"Spring Coulee is a fine scabland canyon, with castle-like buttes, lateral subsidary canyons, and cataracts notching its walls"
J Harlen Bretz (1932)
We can no longer walk the floor of Spring Coulee as Bretz once did. Today the coulee carved by the Ice Age Floods is used to move and store Columbia Basin Irrigation Project water. Many of the Ice Age Floods features Bretz marveled at above the coulee floor are still visible along the shoreline of Billy Clapp Lake.
Bruce Bjornstad and I enjoyed a nice hike from Summer Falls to Pinto Dam Saturday. We found several great flood features during the hike. This shot shows Summer Falls and the USBOR hydro facility at the north end of Billy Clapp Lake.
During the construction of the Columbia Basin Irrigation Project, the Bureau constructed Pinto Dam at the south end of Spring Coulee to create Billy Clapp Lake. Irrigation water is pumped from the Columbia River at Grand Coulee Dam into the Grand Coulee (Banks Lake). To move water from Banks Lake to Billy Clapp Lake the Bureau used a series of canals, siphons and tunnels that have the capacity to carry 19,300 cubic feet of water per second. This water then flows south to irrigate 671,000 acres all the way to Pasco.
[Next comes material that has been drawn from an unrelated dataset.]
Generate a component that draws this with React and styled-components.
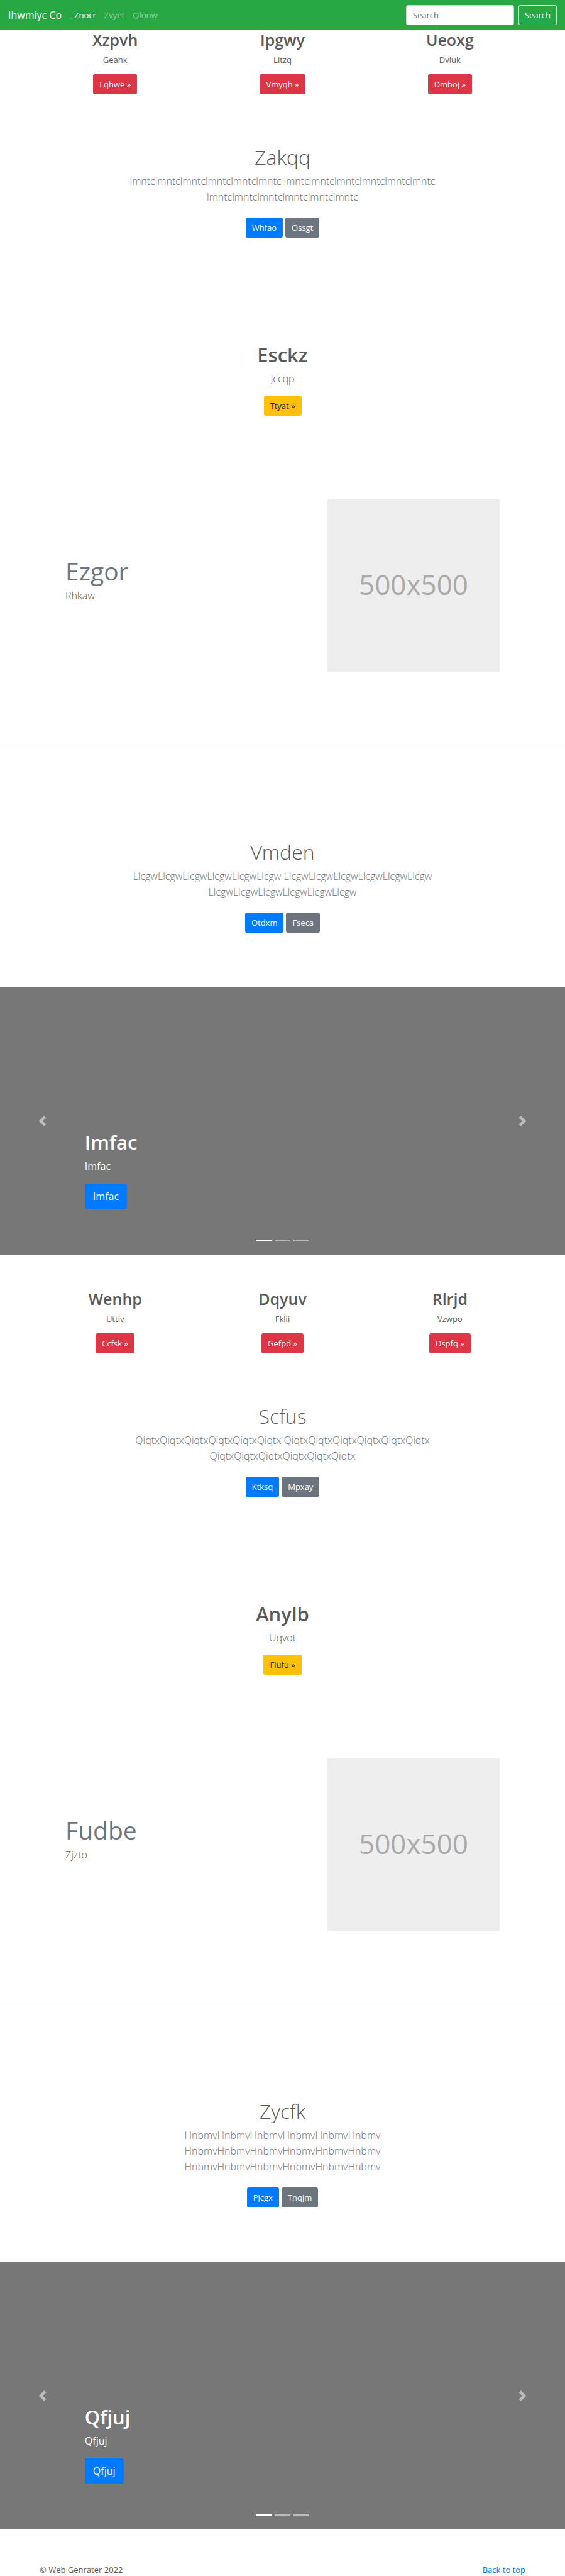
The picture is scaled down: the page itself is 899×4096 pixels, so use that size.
import React from "react";
import styled, { createGlobalStyle } from "styled-components";

const GlobalStyle = createGlobalStyle`
  *, *::before, *::after { box-sizing: border-box; }
  body {
    margin: 0;
    background: #fff;
    color: #5a5a5a;
    font-family: "Open Sans", "Noto Sans", sans-serif;
    font-size: 13px;
    line-height: 20px;
  }
  h1, h2, p, ul { margin: 0; padding: 0; }
  a { text-decoration: none; }
`;

const Navbar = styled.nav`
  display: flex;
  align-items: center;
  justify-content: space-between;
  height: 47px;
  padding: 0 13px;
  background: #28a745;
`;

const NavGroup = styled.div`
  display: flex;
  align-items: center;
`;

const Brand = styled.a`
  margin-right: 20px;
  color: #fff;
  font-size: 16px;
`;

const NavList = styled.ul`
  display: flex;
  gap: 13px;
  list-style: none;
`;

const NavLink = styled.a`
  color: ${({ $active }) => ($active ? "#fff" : "rgba(255, 255, 255, 0.5)")};
`;

const SearchForm = styled.form`
  display: flex;
  gap: 7px;
`;

const SearchInput = styled.input`
  width: 172px;
  height: 32px;
  padding: 0 10px;
  border: 1px solid #ced4da;
  border-radius: 3px;
  background: #fff;
  color: #495057;
  font: inherit;
  &::placeholder { color: #6c757d; opacity: 1; }
`;

const SearchButton = styled.button`
  height: 32px;
  padding: 0 9px;
  border: 1px solid #f8f9fa;
  border-radius: 3px;
  background: transparent;
  color: #f8f9fa;
  font: inherit;
`;

const variants = {
  danger: ["#dc3545", "#fff"],
  warning: ["#ffc107", "#212529"],
  primary: ["#007bff", "#fff"],
  secondary: ["#6c757d", "#fff"],
};

const Button = styled.a`
  display: inline-flex;
  align-items: center;
  height: ${({ $large }) => ($large ? 40 : 32)}px;
  padding: 0 ${({ $large }) => ($large ? 13 : 10)}px;
  border-radius: ${({ $large }) => ($large ? 4 : 3)}px;
  background: ${({ $variant }) => variants[$variant][0]};
  color: ${({ $variant }) => variants[$variant][1]};
  font-size: ${({ $large }) => ($large ? 16 : 13)}px;
`;

const MarketingRow = styled.section`
  display: grid;
  grid-template-columns: repeat(3, 1fr);
  max-width: 799px;
  margin: 0 auto;
  padding-top: ${({ $spaced }) => ($spaced ? 54 : 0)}px;
`;

const MarketingColumn = styled.div`
  display: flex;
  flex-direction: column;
  align-items: center;
`;

const MarketingTitle = styled.h2`
  margin-bottom: 6px;
  font-size: 25px;
  font-weight: 600;
  line-height: 32px;
`;

const MarketingText = styled.p`
  margin-bottom: 13px;
`;

const Hero = styled.section`
  display: flex;
  flex-direction: column;
  align-items: center;
  max-width: 520px;
  margin: 0 auto;
  padding-top: ${({ $top }) => $top}px;
  padding-bottom: ${({ $bottom }) => $bottom || 0}px;
  text-align: center;
`;

const HeroTitle = styled.h1`
  margin-bottom: 6px;
  font-size: ${({ $bold }) => ($bold ? 31 : 32)}px;
  font-weight: ${({ $bold }) => ($bold ? 600 : 300)};
  line-height: 40px;
`;

const Lead = styled.p`
  color: ${({ $muted }) => ($muted ? "#6c757d" : "inherit")};
  font-size: 16px;
  font-weight: 300;
  line-height: 25px;
`;

const Actions = styled.div`
  display: flex;
  gap: 4px;
  margin-top: ${({ $tight }) => ($tight ? 14 : 20)}px;
`;

const FeatureRow = styled.section`
  display: flex;
  justify-content: space-between;
  max-width: 799px;
  margin: 0 auto;
  padding: 133px 54px 119px;
`;

const FeatureCopy = styled.div`
  margin-top: 93px;
`;

const FeatureTitle = styled.h2`
  margin-bottom: 6px;
  color: #6c757d;
  font-size: 39px;
  font-weight: 400;
  line-height: 42px;
`;

const Placeholder = styled.div`
  display: flex;
  align-items: center;
  justify-content: center;
  width: 274px;
  height: 274px;
  padding-bottom: 4px;
  background: #eee;
  color: #aaa;
  font-size: 44px;
`;

const Divider = styled.hr`
  margin: 0;
  border: 0;
  border-top: 1px solid #e5e5e5;
`;

const CarouselFrame = styled.section`
  position: relative;
  display: flex;
  flex-direction: column;
  justify-content: flex-end;
  height: 426px;
  padding: 0 15% 73px;
  background: #777;
  color: #fff;
`;

const Caption = styled.div`
  display: flex;
  flex-direction: column;
  align-items: flex-start;
`;

const CaptionText = styled.p`
  margin-bottom: 15px;
  font-size: 16px;
  line-height: 25px;
`;

const CarouselControl = styled.button`
  position: absolute;
  top: 0;
  bottom: 0;
  ${({ $side }) => $side}: 0;
  display: flex;
  align-items: center;
  justify-content: center;
  width: 15%;
  padding: 0;
  border: 0;
  background: transparent;
  opacity: 0.5;
`;

const Indicators = styled.div`
  position: absolute;
  right: 0;
  bottom: 21px;
  left: 0;
  display: flex;
  justify-content: center;
  gap: 5px;
`;

const Indicator = styled.button`
  width: 25px;
  height: 3px;
  padding: 0;
  border: 0;
  background: #fff;
  opacity: ${({ $active }) => ($active ? 1 : 0.5)};
`;

const Footer = styled.footer`
  display: flex;
  justify-content: space-between;
  padding: 54px 63px 0;
`;

const FooterLink = styled.a`
  color: #007bff;
`;

const Chevron = ({ path }) => (
  <svg width="17" height="17" viewBox="0 0 8 8" fill="#fff" aria-hidden="true">
    <path d={path} />
  </svg>
);

const Marketing = ({ items, spaced }) => (
  <MarketingRow $spaced={spaced}>
    {items.map(([title, text, action]) => (
      <MarketingColumn key={title}>
        <MarketingTitle>{title}</MarketingTitle>
        <MarketingText>{text}</MarketingText>
        <Button href="#" $variant="danger">{action} »</Button>
      </MarketingColumn>
    ))}
  </MarketingRow>
);

const Intro = ({ title, word, actions, top, bottom }) => {
  const group = word.repeat(6);
  return (
    <Hero $top={top} $bottom={bottom}>
      <HeroTitle>{title}</HeroTitle>
      <Lead $muted>{`${group} ${group} ${group}`}</Lead>
      <Actions>
        <Button href="#" $variant="primary">{actions[0]}</Button>
        <Button href="#" $variant="secondary">{actions[1]}</Button>
      </Actions>
    </Hero>
  );
};

const Callout = ({ title, text, action }) => (
  <Hero $top={166}>
    <HeroTitle $bold>{title}</HeroTitle>
    <Lead>{text}</Lead>
    <Actions $tight>
      <Button href="#" $variant="warning">{action} »</Button>
    </Actions>
  </Hero>
);

const Feature = ({ title, text }) => (
  <>
    <FeatureRow>
      <FeatureCopy>
        <FeatureTitle>{title}</FeatureTitle>
        <Lead>{text}</Lead>
      </FeatureCopy>
      <Placeholder>500x500</Placeholder>
    </FeatureRow>
    <Divider />
  </>
);

const Carousel = ({ label }) => (
  <CarouselFrame>
    <Caption>
      <HeroTitle as="h2" $bold>{label}</HeroTitle>
      <CaptionText>{label}</CaptionText>
      <Button href="#" $variant="primary" $large>{label}</Button>
    </Caption>
    <CarouselControl type="button" $side="left" aria-label="Previous">
      <Chevron path="M5.25 0l-4 4 4 4 1.5-1.5L4.25 4l2.5-2.5L5.25 0z" />
    </CarouselControl>
    <CarouselControl type="button" $side="right" aria-label="Next">
      <Chevron path="M2.75 0l-1.5 1.5L3.75 4l-2.5 2.5L2.75 8l4-4-4-4z" />
    </CarouselControl>
    <Indicators>
      <Indicator type="button" $active aria-label="Slide 1" />
      <Indicator type="button" aria-label="Slide 2" />
      <Indicator type="button" aria-label="Slide 3" />
    </Indicators>
  </CarouselFrame>
);

export default function App() {
  return (
    <>
      <GlobalStyle />
      <Navbar>
        <NavGroup>
          <Brand href="#">Ihwmiyc Co</Brand>
          <NavList>
            <li><NavLink href="#" $active>Znocr</NavLink></li>
            <li><NavLink href="#">Zvyet</NavLink></li>
            <li><NavLink href="#">Qlonw</NavLink></li>
          </NavList>
        </NavGroup>
        <SearchForm>
          <SearchInput type="text" placeholder="Search" aria-label="Search" />
          <SearchButton type="button">Search</SearchButton>
        </SearchForm>
      </Navbar>
      <main>
        <Marketing
          items={[
            ["Xzpvh", "Geahk", "Lqhwe"],
            ["Ipgwy", "Litzq", "Vmyqh"],
            ["Ueoxg", "Dviuk", "Dmboj"],
          ]}
        />
        <Intro title="Zakqq" word="lmntc" actions={["Whfao", "Ossgt"]} top={80} />
        <Callout title="Esckz" text="Jccqp" action="Ttyat" />
        <Feature title="Ezgor" text="Rhkaw" />
        <Intro title="Vmden" word="Llcgw" actions={["Otdxm", "Fseca"]} top={147} bottom={86} />
        <Carousel label="Imfac" />
        <Marketing
          spaced
          items={[
            ["Wenhp", "Uttiv", "Ccfsk"],
            ["Dqyuv", "Fklii", "Gefpd"],
            ["Rlrjd", "Vzwpo", "Dspfq"],
          ]}
        />
        <Intro title="Scfus" word="Qiqtx" actions={["Ktksq", "Mpxay"]} top={80} />
        <Callout title="Anylb" text="Uqvot" action="Fiufu" />
        <Feature title="Fudbe" text="Zjzto" />
        <Intro title="Zycfk" word="Hnbmv" actions={["Pjcgx", "Tnqjm"]} top={147} bottom={86} />
        <Carousel label="Qfjuj" />
      </main>
      <Footer>
        <p>© Web Genrater 2022</p>
        <FooterLink href="#">Back to top</FooterLink>
      </Footer>
    </>
  );
}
Lake named for one of the first to visualize Grand Coulee Dam -
William "Billy" Clapp (1877-1965), a lawyer in the small town of Ephrata. Clapp became convinced that whatever nature had done with ice in prehistoric times modern man could do with concrete. (From HistoryLink.org)
Grand Coulee Project - An opportunity created by The Ice Age Floods
Grand Coulee Dam (USBOR site)
Columbia Basin Irrigation Project (USBOR site)
Request Free Irrigation Project Brochure
Click USBOR map above to get a better look at the project. The Bacon siphons and tunnels are shown as #1 - The bifurcation point where the main canal splits into the East Low and West canal is shown as #2. Arrow points to Billy Clapp Lake.
In many locations the Bureau took advantage of Ice Age Floods channels to move water. Between Dry Falls Dam and Billy Clapp Lake they were forced to create their own channel through the basalt. First a canal was dug to feed water into the 1,000ft. Bacon Siphon that crossed Don Paul Draw. On the other side of the draw the siphon discharged into the two-mile long Bacon Tunnel. Project water then flowed through a canal system to Summer Falls. Years later a second siphon and tunnel were constructed.
You should be able to expand any of the images by clicking. That tunnel work doens't look like much fun.
NOTE: Black and white images showing canal, siphon and tunnel construction are from the Rufus Woods Collection housed at the Central Washington University Archives.
Bruce standing on a Giant Current Ripple. I'm on the next ripple downstream. Great place to get a feel for the power of the floods!
We found an impressive pothole about halfway through the hike. I need to start measuring these things.